Tomer Aboody, director of property lender MT Finance said, “This report reflects a time when there was uncertainty as to which party would be elected and the outcome of Brexit. Nervousness has stoped people buying property or proceeding with sales. But following Thursday’s general election result, over the next 12 to 18 months we should see positivity filter back into the market. We expect an increase in property values across the country, London more so than others, as this is the city where the highs and lows are usually the greatest.

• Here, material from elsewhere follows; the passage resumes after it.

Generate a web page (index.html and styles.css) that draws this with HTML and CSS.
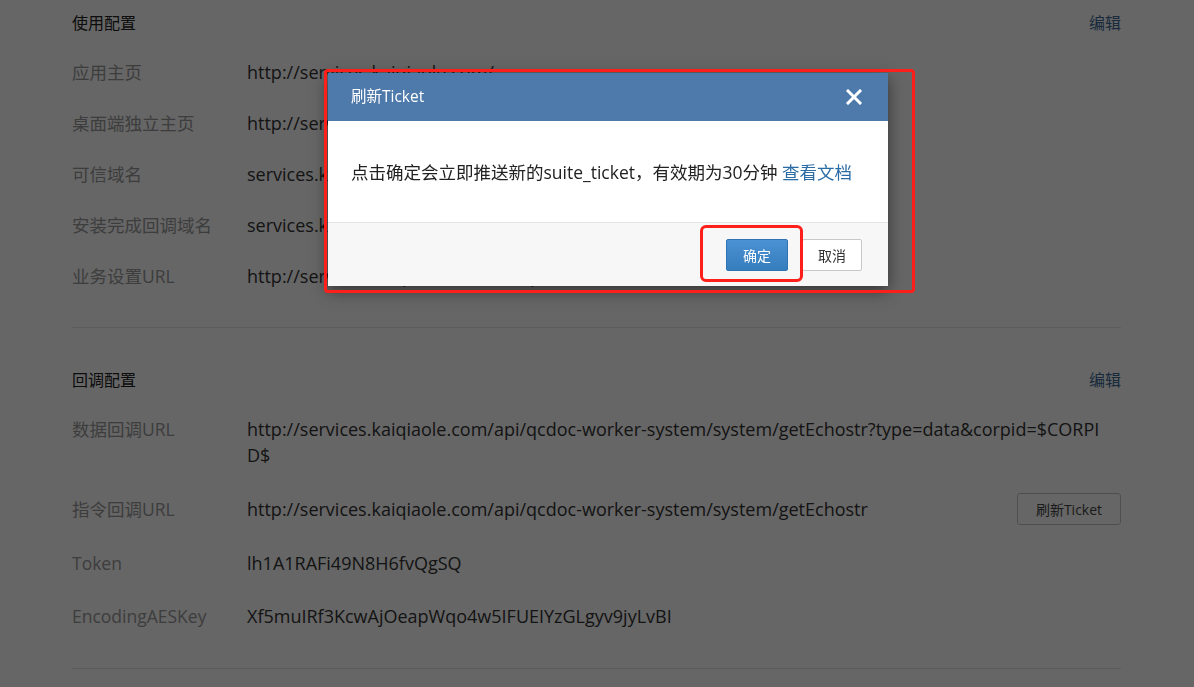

People should seek comfort from the fact that we have a business-focussed government, which in turn gives confidence to the housing market. 2020 should see steady growth for the market for the first time in five or six years.’

Jeremy Leaf, north London estate agent and a former RICS residential chairman said, “The strength of any post-election ‘bounce’ will largely be determined by early clarification of the Brexit timetable.

“Demand cannot remain pent-up indefinitely. So perhaps we should not be so surprised at the determination of some buyers to take advantage of improving affordability to negotiate hard, irrespective of seasonal and political distractions. That sentiment is reflected in a greater-than-usual interest in pre-Christmas market appraisals.

“As a result, we expect some vendors to list sooner rather than later to take advantage of the usual Boxing Day ‘spike’ in online viewings. On the other hand, many are waiting until the first or second week of the new year when children would have returned to school so properties will be more suitable for viewing and likely to generate greater interest.

“It would be surprising if there is a significant increase in values over the next few months. Prices have been underpinned for some time by a shortage of supply, so any rise is likely to be more than outweighed by the usual increase in stock covering most price ranges at this time of year.”